AI tech to bolster suicide prevention efforts in Australia
Monash University and Eastern Health's Turning Point are using a $AUD1.2 million grant from Google to address major mental health issues in society.
A joint project between Monash University and Eastern Healths Turning Point sees the use of artificial intelligence (AI) to streamline the coding of national suicide-related ambulance data to help paramedics respond more effectively and ultimately prevent potential suicide rates.
Ambulances are often the first point of contact in a crisis, making ambulance clinical records a unique data source to help inform suicide prevention efforts.
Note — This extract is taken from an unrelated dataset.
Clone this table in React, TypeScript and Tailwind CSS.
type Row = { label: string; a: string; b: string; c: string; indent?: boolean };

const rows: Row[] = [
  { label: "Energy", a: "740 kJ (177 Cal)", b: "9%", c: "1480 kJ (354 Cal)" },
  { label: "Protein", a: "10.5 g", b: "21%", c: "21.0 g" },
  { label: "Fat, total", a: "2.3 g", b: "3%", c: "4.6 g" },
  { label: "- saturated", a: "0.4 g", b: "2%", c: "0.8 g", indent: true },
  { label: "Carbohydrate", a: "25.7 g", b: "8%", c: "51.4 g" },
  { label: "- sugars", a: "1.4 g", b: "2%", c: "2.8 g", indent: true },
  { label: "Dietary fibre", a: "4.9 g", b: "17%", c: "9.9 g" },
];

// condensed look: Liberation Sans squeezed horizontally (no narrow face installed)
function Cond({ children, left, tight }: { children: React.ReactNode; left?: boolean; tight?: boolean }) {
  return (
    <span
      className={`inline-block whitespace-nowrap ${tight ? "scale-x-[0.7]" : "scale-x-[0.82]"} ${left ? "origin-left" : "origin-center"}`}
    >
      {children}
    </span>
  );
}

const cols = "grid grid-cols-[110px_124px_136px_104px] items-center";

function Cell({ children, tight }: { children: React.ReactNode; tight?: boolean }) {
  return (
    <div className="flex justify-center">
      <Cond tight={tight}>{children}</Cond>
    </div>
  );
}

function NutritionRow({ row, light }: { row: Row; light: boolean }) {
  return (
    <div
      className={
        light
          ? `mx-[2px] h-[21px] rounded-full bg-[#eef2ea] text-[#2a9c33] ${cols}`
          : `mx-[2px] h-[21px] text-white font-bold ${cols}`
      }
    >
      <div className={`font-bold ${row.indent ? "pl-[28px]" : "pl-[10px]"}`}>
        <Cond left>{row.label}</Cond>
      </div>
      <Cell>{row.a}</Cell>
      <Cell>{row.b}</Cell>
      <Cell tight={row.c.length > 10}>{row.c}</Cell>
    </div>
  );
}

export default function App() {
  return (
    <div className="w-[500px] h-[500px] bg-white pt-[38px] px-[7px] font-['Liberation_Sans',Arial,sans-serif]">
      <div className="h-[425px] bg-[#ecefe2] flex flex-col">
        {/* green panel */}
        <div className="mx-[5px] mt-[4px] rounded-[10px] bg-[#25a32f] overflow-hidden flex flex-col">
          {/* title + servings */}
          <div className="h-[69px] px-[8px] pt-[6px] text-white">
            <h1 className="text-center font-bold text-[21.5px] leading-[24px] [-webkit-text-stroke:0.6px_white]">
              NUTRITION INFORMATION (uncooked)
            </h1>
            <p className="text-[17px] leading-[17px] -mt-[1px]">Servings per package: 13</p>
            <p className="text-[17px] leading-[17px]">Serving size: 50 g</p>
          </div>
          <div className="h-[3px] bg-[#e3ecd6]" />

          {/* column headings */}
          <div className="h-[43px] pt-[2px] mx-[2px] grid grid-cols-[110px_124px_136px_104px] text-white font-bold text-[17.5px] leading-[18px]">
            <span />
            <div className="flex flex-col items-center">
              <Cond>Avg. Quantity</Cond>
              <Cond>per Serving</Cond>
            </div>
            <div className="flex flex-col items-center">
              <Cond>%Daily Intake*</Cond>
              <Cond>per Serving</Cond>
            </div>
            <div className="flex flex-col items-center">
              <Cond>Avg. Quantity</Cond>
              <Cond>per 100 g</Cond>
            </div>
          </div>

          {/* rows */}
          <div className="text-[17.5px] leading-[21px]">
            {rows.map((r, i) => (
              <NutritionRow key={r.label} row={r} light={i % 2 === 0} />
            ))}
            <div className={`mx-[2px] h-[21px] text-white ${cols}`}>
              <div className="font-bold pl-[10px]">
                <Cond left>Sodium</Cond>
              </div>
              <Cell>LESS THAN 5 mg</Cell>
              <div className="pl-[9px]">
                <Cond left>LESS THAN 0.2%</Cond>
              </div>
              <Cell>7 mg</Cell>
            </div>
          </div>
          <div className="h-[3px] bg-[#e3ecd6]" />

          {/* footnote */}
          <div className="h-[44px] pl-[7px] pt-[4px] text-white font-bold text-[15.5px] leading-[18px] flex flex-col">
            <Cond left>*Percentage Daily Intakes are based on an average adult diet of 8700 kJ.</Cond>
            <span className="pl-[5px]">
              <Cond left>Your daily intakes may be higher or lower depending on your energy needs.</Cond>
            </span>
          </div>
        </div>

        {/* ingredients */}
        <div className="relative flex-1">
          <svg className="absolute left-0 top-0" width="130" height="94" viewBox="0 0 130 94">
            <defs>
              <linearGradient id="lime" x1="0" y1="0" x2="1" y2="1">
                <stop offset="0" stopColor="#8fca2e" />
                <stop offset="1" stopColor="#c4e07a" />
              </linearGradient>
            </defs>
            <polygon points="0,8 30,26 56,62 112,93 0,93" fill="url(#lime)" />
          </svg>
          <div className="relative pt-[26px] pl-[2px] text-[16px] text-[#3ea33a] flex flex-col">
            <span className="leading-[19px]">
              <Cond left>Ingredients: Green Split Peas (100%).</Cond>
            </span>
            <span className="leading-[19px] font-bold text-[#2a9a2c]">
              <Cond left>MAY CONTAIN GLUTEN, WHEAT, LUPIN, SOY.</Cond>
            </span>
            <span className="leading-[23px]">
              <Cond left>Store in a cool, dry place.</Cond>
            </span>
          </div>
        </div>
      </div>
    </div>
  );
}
In partnership with the population health team at Turning Point, Monash Faculty of IT researchers are implementing specialised machine-learning technologies to filter through ambulance data and categorise suicide-related mental health cases.
As the only Australian grant recipients of the 2019 Google AI Impact Challenge, the project will annotate a large database of clinical records into categories such as suicide attempt, suicidal ideation and self-injury without suicidal intent.
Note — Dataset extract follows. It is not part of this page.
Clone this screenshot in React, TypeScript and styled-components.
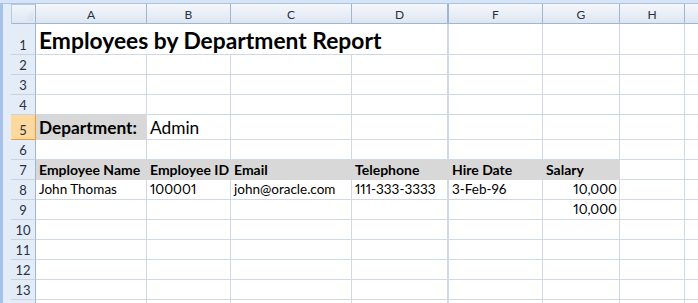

This task is currently carried out by human annotators who interpret individual paramedic clinical records and categorise it accordingly.
By using the data that has been previously annotated, the machine-learning model will be able to augment and accelerate the challenging work of categorising and filtering through tens of thousands of records per month.
A key outcome of the project has been ensuring greater efficiency and accuracy in data classification.
With preliminary studies showing that two-thirds of the data processing can be eliminated, potentially reducing staff workload by over 30%, thereby freeing them up for other tasks and limiting their exposure to explicit content.
Implementing this machine learning model will result in timely and cost-effective identification coding of suicide-related ambulance data, to better inform policy and public health responses for suicide prevention.
By accurately classifying data records, researchers will be able to determine behaviours and relationships associated with certain classifications.
For example, how self-harm incidents can relate to other factors such as violence, drug use and socioeconomic status.
"The coaching and support we’ve received through the Google AI Impact Challenge has been invaluable and amplified our projects overall impact,” says Monash University professor of data science and AI project lead Wray Buntine.
“The interactive sessions we’ve had with members of Googles Emerging Tech Design team have allowed us to work with international leaders across the fields of people-centred AI.
“Through our shared values, we're committed to using IT for social good,” says Buntine.
By leveraging Googles expertise and tools, researchers have been able to explore new ways of confronting a major societal issue.
Google program manager Mollie Javerbaum says the project is a great example of how emerging AI technology can be leveraged to create positive social impact while advancing the AI ecosystem.
"The Monash University and Turning Point teams have continued to make meaningful strides towards improving their suicide monitoring system through the application of AI," Javerbaum says.
Turning Point is a national addiction treatment centre, providing evidence-based treatment to people adversely affected by alcohol, drugs and gambling.
Turning Point director and Monash University professor of addiction studies and services Dan Lubman believes the initiative has the potential to set international standards in supporting suicide prevention efforts.
“The project will uncover critical suicide trends and potential points of intervention to better inform policy and public health responses,” says Lubman.
“The technology we’re developing will create opportunities for adoption internationally.”